I still wonder, are we losing kids because there are more activities out there than before, or different ones, or are we just not cool enough.

it could be that there are more choices, ie indoor soccer, dance etc that were not arround 25 years ago. but I dont know if thats the case.
Truth is a perception, and a individual perception is their truth

kaa27th

Posts: 129

Joined: Thu Oct 28, 2010 9:58 am

Post Wed Oct 05, 2011 8:41 am

Re: Membership Growth within Scouts Canada

I think you have to have a REALLY good Beaver program to retain youth to continue with cubs, and then you need a really strong cub program to retain them through Scouts.
Our group got two new cubs this year that transferred from other groups, because those groups just did not have strong leadership. Luckily they decided to transfer and not drop out completely, but how many did drop out from those groups?
I think it comes down to leader support and training, as we have found in the past few years we have really grown our group, just by having a great program with lots of variety.
YIS
Kaa,
Peterborough, ON

ayates

Posts: 456

Joined: Tue May 12, 2009 3:48 am

Post Wed Oct 05, 2011 10:15 am

Re: Membership Growth within Scouts Canada

kaa27th wrote:I think you have to have a REALLY good Beaver program to retain youth to continue with cubs, and then you need a really strong cub program to retain them through Scouts.

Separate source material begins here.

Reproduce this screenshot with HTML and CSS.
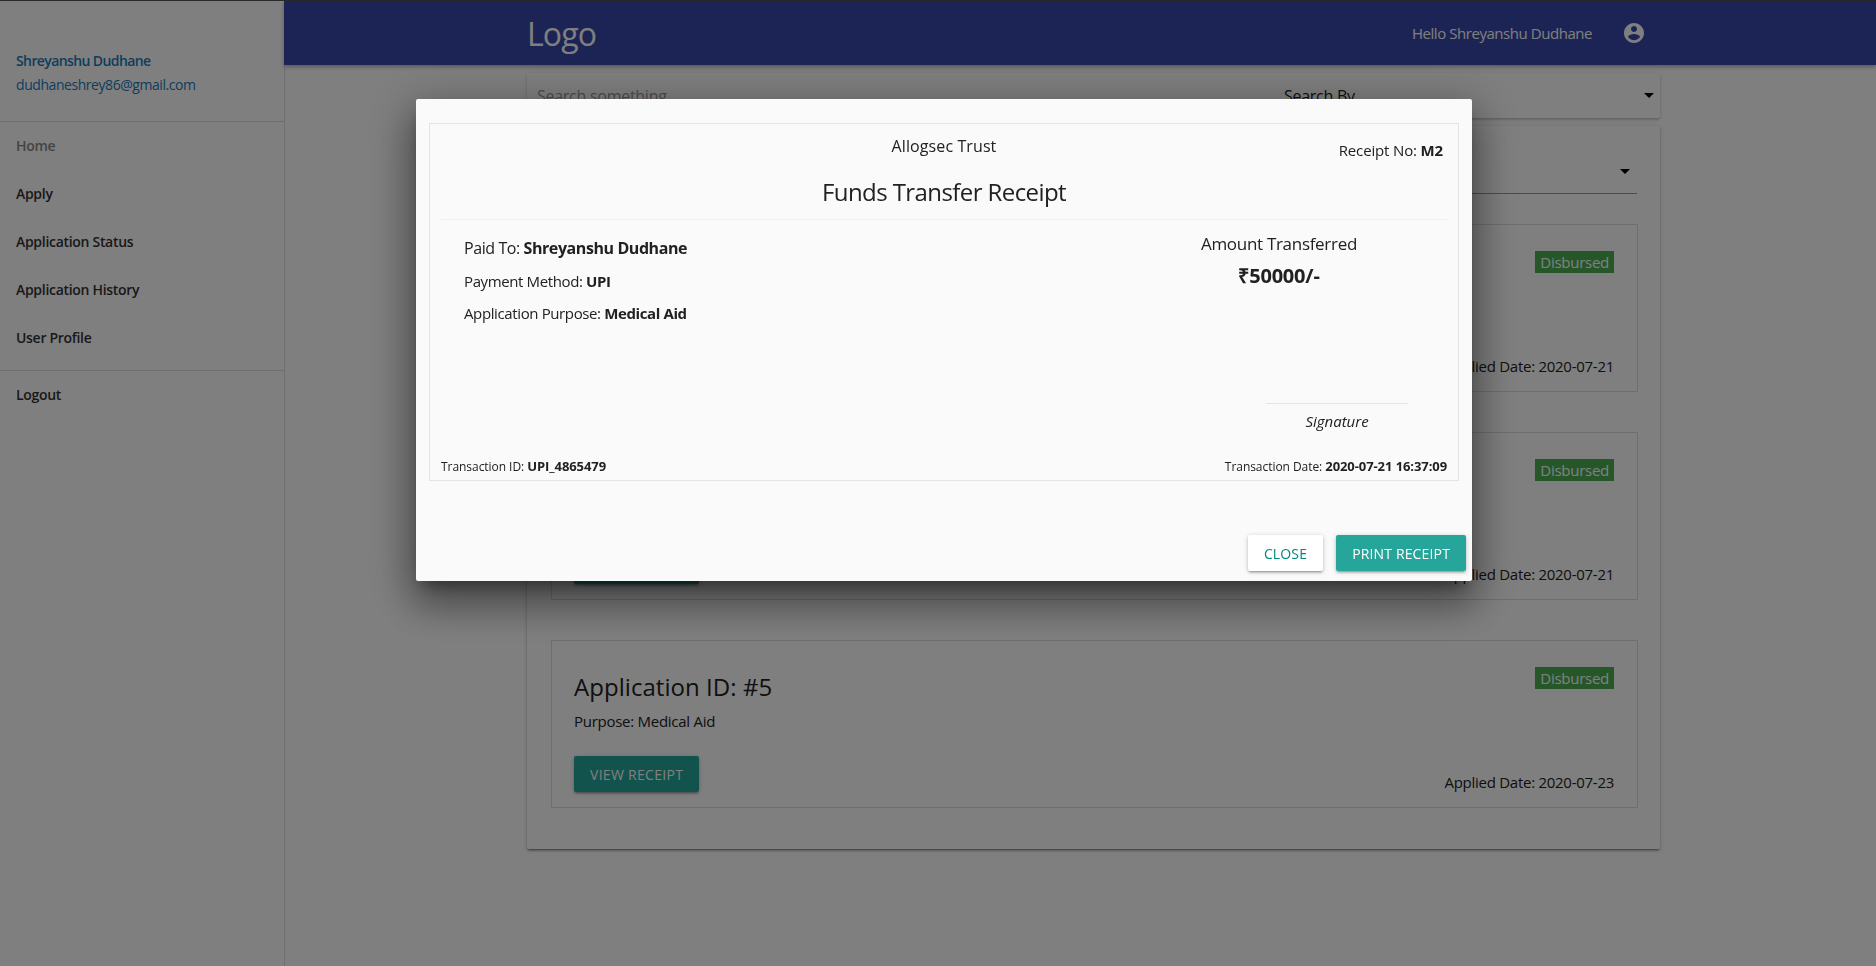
FILE: index.html
```html
<!DOCTYPE html>
<html lang="en">
<head>
  <meta charset="UTF-8">
  <meta name="viewport" content="width=device-width, initial-scale=1.0">
  <title>Application History</title>
  <link rel="stylesheet" href="styles.css">
</head>
<body>
  <div class="app">
    <aside class="sidebar">
      <div class="user-info">
        <div class="user-name">Shreyanshu Dudhane</div>
        <div class="user-email">dudhaneshrey86@gmail.com</div>
      </div>
      <nav class="side-nav">
        <a href="#" class="active">Home</a>
        <a href="#">Apply</a>
        <a href="#">Application Status</a>
        <a href="#">Application History</a>
        <a href="#">User Profile</a>
      </nav>
      <nav class="side-nav logout">
        <a href="#">Logout</a>
      </nav>
    </aside>

    <div class="content">
      <header class="navbar">
        <div class="logo">Logo</div>
        <div class="nav-user">
          <span>Hello Shreyanshu Dudhane</span>
          <svg class="user-icon" viewBox="0 0 24 24"><path d="M12 2C6.48 2 2 6.48 2 12s4.48 10 10 10 10-4.48 10-10S17.52 2 12 2zm0 3c1.66 0 3 1.34 3 3s-1.34 3-3 3-3-1.34-3-3 1.34-3 3-3zm0 14.2c-2.5 0-4.71-1.28-6-3.22.03-1.99 4-3.08 6-3.08 1.99 0 5.97 1.09 6 3.08-1.29 1.94-3.5 3.22-6 3.22z"/></svg>
        </div>
      </header>

      <main class="page">
        <div class="search-card">
          <div class="search-input">Search something</div>
          <div class="search-select">Search By<i class="caret"></i></div>
        </div>

        <section class="list-card">
          <div class="filter-select"><i class="caret"></i></div>

          <article class="app-card">
            <div class="app-main covered"></div>
            <div class="app-side">
              <span class="badge">Disbursed</span>
              <span>Applied Date: 2020-07-21</span>
            </div>
          </article>

          <article class="app-card">
            <div class="app-main covered">
              <div class="btn btn-stub"></div>
            </div>
            <div class="app-side">
              <span class="badge">Disbursed</span>
              <span>Applied Date: 2020-07-21</span>
            </div>
          </article>

          <article class="app-card">
            <div class="app-main">
              <h3>Application ID: #5</h3>
              <p>Purpose: Medical Aid</p>
              <button class="btn">View Receipt</button>
            </div>
            <div class="app-side">
              <span class="badge">Disbursed</span>
              <span>Applied Date: 2020-07-23</span>
            </div>
          </article>
        </section>
      </main>
    </div>
  </div>

  <div class="overlay"></div>

  <div class="modal">
    <div class="receipt">
      <div class="receipt-head">
        <div class="trust">Allogsec Trust</div>
        <div class="receipt-no">Receipt No: <b>M2</b></div>
        <h2>Funds Transfer Receipt</h2>
      </div>
      <div class="receipt-body">
        <div class="paid">
          <div class="paid-to">Paid To: <b>Shreyanshu Dudhane</b></div>
          <div class="paid-line">Payment Method: <b>UPI</b></div>
          <div class="paid-line">Application Purpose: <b>Medical Aid</b></div>
        </div>
        <div class="amount">
          <div class="amount-label">Amount Transferred</div>
          <div class="amount-value">₹50000/-</div>
          <div class="signature">Signature</div>
        </div>
      </div>
      <div class="receipt-foot">
        <span>Transaction ID: <b>UPI_4865479</b></span>
        <span>Transaction Date: <b>2020-07-21 16:37:09</b></span>
      </div>
    </div>
    <div class="modal-foot">
      <button class="btn btn-light">Close</button>
      <button class="btn">Print Receipt</button>
    </div>
  </div>
</body>
</html>
```

FILE: styles.css
```css
* {
  box-sizing: border-box;
}
html, body {
  height: 100%;
}
body {
  margin: 0;
  background: #fff;
  color: #212121;
  font-family: "Open Sans", sans-serif;
  font-size: 15px;
  letter-spacing: -0.27px;
  overflow: hidden;
}
b {
  font-weight: 700;
}
h2, h3, p {
  margin: 0;
  font-weight: 400;
}
.app {
  display: flex;
  height: 100%;
  border-top: 1px solid #555;
}

/* sidebar */
.sidebar {
  width: 285px;
  flex-shrink: 0;
  border-right: 1px solid #ddd;
  font-size: 14px;
  font-weight: 600;
}
.user-info {
  height: 121px;
  padding-top: 48px;
  border-bottom: 1px solid #ddd;
  padding-left: 16px;
  color: #1d7ab8;
}
.user-name {
  line-height: 24px;
  letter-spacing: -0.6px;
}
.user-email {
  font-weight: 400;
  line-height: 24px;
  letter-spacing: -0.44px;
}
.side-nav {
  display: flex;
  flex-direction: column;
  padding-bottom: 8px;
  border-bottom: 1px solid #ddd;
  letter-spacing: -0.3px;
}
.side-nav a {
  height: 48px;
  line-height: 48px;
  padding-left: 16px;
  color: #333;
  text-decoration: none;
}
.side-nav a.active {
  color: #888;
}
.logout {
  border-bottom: 0;
}

/* top bar */
.content {
  flex: 1;
  min-width: 0;
}
.navbar {
  height: 64px;
  margin-left: -1px;
  background: #3949ab;
  color: #fff;
  display: flex;
  align-items: center;
  justify-content: space-between;
  padding: 0 230px 0 243px;
  box-shadow: 0 2px 4px rgba(0, 0, 0, 0.3);
}
.logo {
  font-size: 32px;
  letter-spacing: -0.9px;
}
.nav-user {
  display: flex;
  align-items: center;
  gap: 30px;
  letter-spacing: -0.45px;
}
.user-icon {
  width: 24px;
  height: 24px;
  fill: #fff;
}

/* page */
.page {
  width: 1133px;
  margin-left: 242px;
  padding-top: 8px;
}
.search-card {
  height: 45px;
  display: flex;
  background: #fff;
  border-radius: 2px;
  box-shadow: 0 2px 2px rgba(0, 0, 0, 0.14), 0 1px 5px rgba(0, 0, 0, 0.12);
  font-size: 16px;
  line-height: 46px;
}
.search-input {
  width: 757px;
  padding-left: 10px;
  color: #999;
}
.search-select {
  flex: 1;
  display: flex;
  justify-content: space-between;
  align-items: center;
  padding-right: 6px;
}
.caret {
  width: 0;
  height: 0;
  border-left: 5px solid transparent;
  border-right: 5px solid transparent;
  border-top: 5px solid #000;
}
.list-card {
  margin-top: 8px;
  padding: 0 22px 41px 24px;
  background: #fff;
  border-radius: 2px;
  box-shadow: 0 2px 2px rgba(0, 0, 0, 0.2), 0 1px 5px rgba(0, 0, 0, 0.16), 0 3px 1px -2px rgba(0, 0, 0, 0.2);
}
.filter-select {
  height: 68px;
  margin-right: 1px;
  display: flex;
  justify-content: flex-end;
  align-items: flex-end;
  padding: 0 7px 19px 0;
  border-bottom: 1px solid #999;
}
.app-card {
  height: 168px;
  margin-top: 30px;
  display: flex;
  justify-content: space-between;
  padding: 26px 23px 15px 22px;
  border: 1px solid #ddd;
}
.app-card + .app-card {
  margin-top: 40px;
}
.app-main.covered {
  padding-top: 89px;
}
.app-card h3 {
  font-size: 24px;
  line-height: 40px;
  letter-spacing: 0.05px;
}
.app-card p {
  margin: 4px 0 25px;
  line-height: 20px;
}
.app-side {
  display: flex;
  flex-direction: column;
  justify-content: space-between;
  align-items: flex-end;
  line-height: 20px;
}
.badge {
  height: 22px;
  padding: 0 5px;
  background: #4caf50;
  color: #fff;
  line-height: 22px;
}
.btn {
  height: 36px;
  padding: 0 16px;
  border: 0;
  border-radius: 2px;
  background: #26a69a;
  color: #fff;
  font-family: inherit;
  font-size: 14px;
  letter-spacing: 0.3px;
  text-transform: uppercase;
  box-shadow: 0 2px 2px rgba(0, 0, 0, 0.14), 0 3px 1px -2px rgba(0, 0, 0, 0.12), 0 1px 5px rgba(0, 0, 0, 0.2);
}
.btn-stub {
  width: 125px;
}
.btn-light {
  background: #fff;
  color: #00897b;
}

/* receipt dialog */
.overlay {
  position: fixed;
  inset: 0;
  background: rgba(0, 0, 0, 0.5);
}
.modal {
  position: fixed;
  top: 99px;
  left: 416px;
  width: 1056px;
  height: 482px;
  padding: 24px 13px 0;
  background: #fafafa;
  border-radius: 2px;
  box-shadow: 0 24px 38px 3px rgba(0, 0, 0, 0.28), 0 9px 46px 8px rgba(0, 0, 0, 0.24), 0 11px 15px -7px rgba(0, 0, 0, 0.4);
}
.receipt {
  height: 358px;
  padding: 0 11px;
  border: 1px solid #e4e4e4;
  display: flex;
  flex-direction: column;
}
.receipt-head {
  display: grid;
  grid-template-columns: 1fr auto 1fr;
  padding-top: 10px;
  padding-bottom: 9px;
  border-bottom: 1px solid #eee;
}
.trust {
  grid-column: 2;
  font-size: 16px;
  letter-spacing: 0.1px;
  line-height: 24px;
  text-align: center;
}
.receipt-no {
  grid-column: 3;
  justify-self: end;
  margin-top: 6px;
  padding-right: 4px;
  letter-spacing: -0.15px;
  line-height: 20px;
}
.receipt-head h2 {
  grid-column: 1 / 4;
  margin-top: 14px;
  font-size: 24px;
  letter-spacing: -0.58px;
  line-height: 36px;
  text-align: center;
}
.receipt-body {
  flex: 1;
  display: flex;
  justify-content: space-between;
}
.paid {
  padding: 16px 0 0 23px;
}
.paid-to {
  font-size: 16px;
  letter-spacing: -0.42px;
  line-height: 24px;
}
.paid-line {
  margin-top: 12px;
  letter-spacing: -0.38px;
  line-height: 20px;
}
.paid-to + .paid-line {
  margin-top: 11px;
}
.amount {
  width: 336px;
  padding-top: 12px;
  display: flex;
  flex-direction: column;
  align-items: center;
}
.amount-label {
  font-size: 17px;
  letter-spacing: -0.3px;
  line-height: 24px;
}
.amount-value {
  margin-top: 6px;
  font-size: 20px;
  font-weight: 700;
  letter-spacing: -0.2px;
  line-height: 28px;
}
.signature {
  align-self: flex-end;
  width: 142px;
  margin: auto 39px 26px 0;
  padding-top: 7px;
  border-top: 1px solid #e4e4e4;
  font-style: italic;
  letter-spacing: 0;
  line-height: 20px;
  text-align: center;
}
.receipt-foot {
  display: flex;
  justify-content: space-between;
  padding-bottom: 4px;
  font-size: 12px;
  letter-spacing: -0.05px;
  line-height: 18px;
}
.receipt-foot b {
  font-size: 13px;
  letter-spacing: -0.08px;
}
.modal-foot {
  display: flex;
  justify-content: flex-end;
  gap: 13px;
  margin: 54px -7px 0 0;
}
.modal-foot .btn {
  letter-spacing: 0.15px;
}
```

Agreed on the retention aspect. However, our records show that few of the kids who start early continue through to the older sections. That being said, it is easy to get Beavers and Cubs off the street, but much harder to get Scouts. As an example to read the graph below, if a kid starts in Beavers, 36% will only last one year, 11% will stay three years, but only 4% will stay in Scouting for six years.

Image

firstairdriesona wrote:one complaint I have heard from parents is that we dont encourage car pooling

We used to have the leaders car pool our Cubs to a camp 45 minutes from our village. We cut this to reduce the effort of our leaders, and told the parents they had to drop and pickup their kids. We expected to receive complaints, but had no issues at all. The parents figured out carpooling for themselves as needed.

Sam Wallis

Posts: 283

Joined: Sun Sep 04, 2011 3:46 pm

Post Wed Oct 05, 2011 10:58 am

Re: Membership Growth within Scouts Canada

Thats an interesting graph. thanks. shows that for long term retention there is not much point in going after vents. seriously the one year turnover is huge, average between sections of 40%. thats too high. if we only keep 40% of new youth in any given year or program our recruitment is not matched to our retention.

on car pooling I am always amazed that NONE of our parents get together and split up the almost 2 hour drive to winter camp. I think once 2 parents did that. other than that there is just no car pooling. heck if we asked one mom to work something out among all the parents it would be relativly simple, but then we would be organizing and have some liability
Truth is a perception, and a individual perception is their truth

scouterguider

Posts: 53

Joined: Wed Sep 14, 2011 11:52 am

Post Wed Oct 05, 2011 1:20 pm

Re: Membership Growth within Scouts Canada

I don't agree that it isn't worth going after Vents if you want long term... Remember the Venturer program is only 3 years, and an ok percentage lasted that long.... and some lasted even 7 years which would involve 4 years of Rovers (or being a Leader?).... i'm not sure if the graph even includes becoming a leader.... If it doesn't, you can't expect 12 years out of a new venturer (well, I guess in theory you could... 14+12=26.... so that would allow for all the years of Venturers and all the years of Rovers.....)

ayates

Posts: 456

Joined: Tue May 12, 2009 3:48 am

Post Wed Oct 05, 2011 2:28 pm

Re: Membership Growth within Scouts Canada

scouterguider wrote:Remember the Venturer program is only 3 years, and an ok percentage lasted that long.... and some lasted even 7 years which would involve 4 years of Rovers

Sorry, somehow I had a data transcription error. Graph has been updated. But you are correct in that anybody starting in Venturers is only going to last four years at the most; starting in Scouts means seven years at the most. But the key is that most kids starting in Beavers and Cubs only last a few years.

I saw some data today that showed the UK as 35,000 kids on waiting lists trying to get into Scout groups. Those are mostly Beavers and Cubs. Some parents put their kids on the waiting list when then they are born!